Having computer problems? You may want to think twice before picking up the phone to call for a repair. According to recent court documents filed in federal court in California, a simple hard drive replacement could lead to your arrest.

It may sound far-fetched, but the Federal Bureau of Investigations is being forced to explain an uncomfortably cozy relationship between its agents, and those of Best Buy’s electronics servicing team, Geek Squad. Specifically at issue is evidence that the FBI actively worked with Geek Squad employees to train them on how to identify and report suspicious computer files during service calls; going so far as to allegedly offering a bonus of $500 for evidence leading to criminal charges against a customer. In some cases, this snooping by private contractors had nothing to do with the original repair requests; amounting to a clear invasion of privacy and breach of trust, with the full blessing – if not encouragement – by law enforcement officials.

The damning article about the case, USA v. Mark Rettenmaier, by OC Weekly reporter R. Scott Moxley, notes that Geek Squad employees worked “under the direction and control of the FBI,” and that the FBI sought “training of the Geek Squad Facility technicians” to help them better sniff out illegal material in the course of servicing computers and other technology, including the use of “highly specialized computer-intrusion tools” that would appear to be less for repairs than outright spying on customers they were supposedly there to help. However, even without such devices, a search through one’s personal files by a trained computer technician would be almost impossible to detect, or notice, without standing directly over their shoulder the entire time.

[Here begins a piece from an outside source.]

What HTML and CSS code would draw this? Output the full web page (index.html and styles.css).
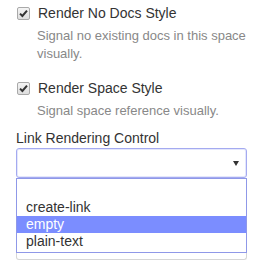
FILE: index.html
```html
<!DOCTYPE html>
<html lang="en">
  <head>
    <meta charset="UTF-8" />
    <title>Link Rendering Settings</title>
    <link rel="stylesheet" href="styles.css">
  </head>
  <body>
    <div class="settings">
      <div class="option">
        <label class="option__label">
          <span class="check">
            <svg width="9" height="9" viewBox="0 0 9 9"><path d="M1 4.6 L3.4 7 L8 1.6" fill="none" stroke="#333" stroke-width="2"/></svg>
          </span>
          Render No Docs Style
        </label>
        <p class="option__help">Signal no existing docs in this space visually.</p>
      </div>

      <div class="option">
        <label class="option__label">
          <span class="check">
            <svg width="9" height="9" viewBox="0 0 9 9"><path d="M1 4.6 L3.4 7 L8 1.6" fill="none" stroke="#333" stroke-width="2"/></svg>
          </span>
          Render Space Style
        </label>
        <p class="option__help">Signal space reference visually.</p>
      </div>

      <div class="field">
        <div class="field__label">Link Rendering Control</div>
        <div class="select">
          <span class="select__arrow"></span>
        </div>
        <div class="dropdown">
          <ul class="dropdown__list">
            <li class="dropdown__item">&nbsp;</li>
            <li class="dropdown__item">create-link</li>
            <li class="dropdown__item dropdown__item--active">empty</li>
            <li class="dropdown__item">plain-text</li>
          </ul>
        </div>
      </div>
    </div>
  </body>
</html>
```

FILE: styles.css
```css
body {
  margin: 0;
  padding: 3px 13px 0 16px;
  font-family: "Liberation Sans", Arial, sans-serif;
  color: #333;
  background: #fff;
}

.option {
  margin-bottom: 15px;
}

.option__label {
  display: flex;
  align-items: center;
  gap: 8px;
  font-size: 14px;
  line-height: 20px;
}

.check {
  display: flex;
  align-items: center;
  justify-content: center;
  width: 11px;
  height: 11px;
  margin-left: 1px;
  border: 1px solid #a9a9a9;
  border-radius: 2px;
  background: linear-gradient(#f4f4f4, #dedede);
}

.option__help {
  margin: 4px 0 0 21px;
  font-size: 13px;
  line-height: 18px;
  color: #888;
}

.field {
  margin-top: -7px;
}

.field__label {
  font-size: 14px;
  line-height: 20px;
}

.select {
  position: relative;
  height: 28px;
  border: 1px solid #a4aaf0;
  border-radius: 3px;
  box-shadow: inset 0 0 0 1px #e4e7fc;
}

.select__arrow {
  position: absolute;
  right: 7px;
  top: 12px;
  border-left: 3px solid transparent;
  border-right: 3px solid transparent;
  border-top: 5px solid #333;
}

.dropdown {
  height: 81px;
  border: 1px solid #d6d6d6;
  border-top: none;
  border-radius: 0 0 3px 3px;
}

.dropdown__list {
  list-style: none;
  margin: 0 -1px;
  padding: 3px 0 2px;
  border: 1px solid #8f98e8;
  background: #fff;
}

.dropdown__item {
  height: 17px;
  padding-left: 9px;
  font-size: 14px;
  line-height: 17px;
  color: #333;
}

.dropdown__item--active {
  background: #7b8dff;
  color: #fff;
}
```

Given Geek Squad’s massive, nationwide footprint of more than 20,000 employees, and its (once solid) reputation of trust among consumers, it is easy to see why this private “Peek Squad” would be an enticing ally for federal law enforcement. With unfettered access not just to its customers’ homes, but computer hard drives containing huge amounts of highly personal and often sensitive data, Geek Squad employees and others like them have an unprecedented opportunity to surreptitiously mine this data (or copy it for later inspection) for suspected wrongdoing; all without having to worry about the pesky hindrances of the Constitution’s Fourth Amendment prohibition against such unreasonable searches and seizures.

Certainly, and as Best Buy has emphasized in defending itself against these accusations, private contractors have an obligation to report illegal material found during the normal course of their service requests. Such reports have been allowed by courts if the private entity “happens to have found” evidence and turns it over to law enforcement. It becomes a completely different matter, however, when the government is doing more than passively receiving evidence of a possible criminal offense from an outside source; as here for example, if law enforcement is directing or training these individuals to operate as de facto agents. In such circumstances, courts have held that the outside workers, such as computer repair technicians, are serving in effect as government agents and are subject to Fourth Amendment search and seizure provisions.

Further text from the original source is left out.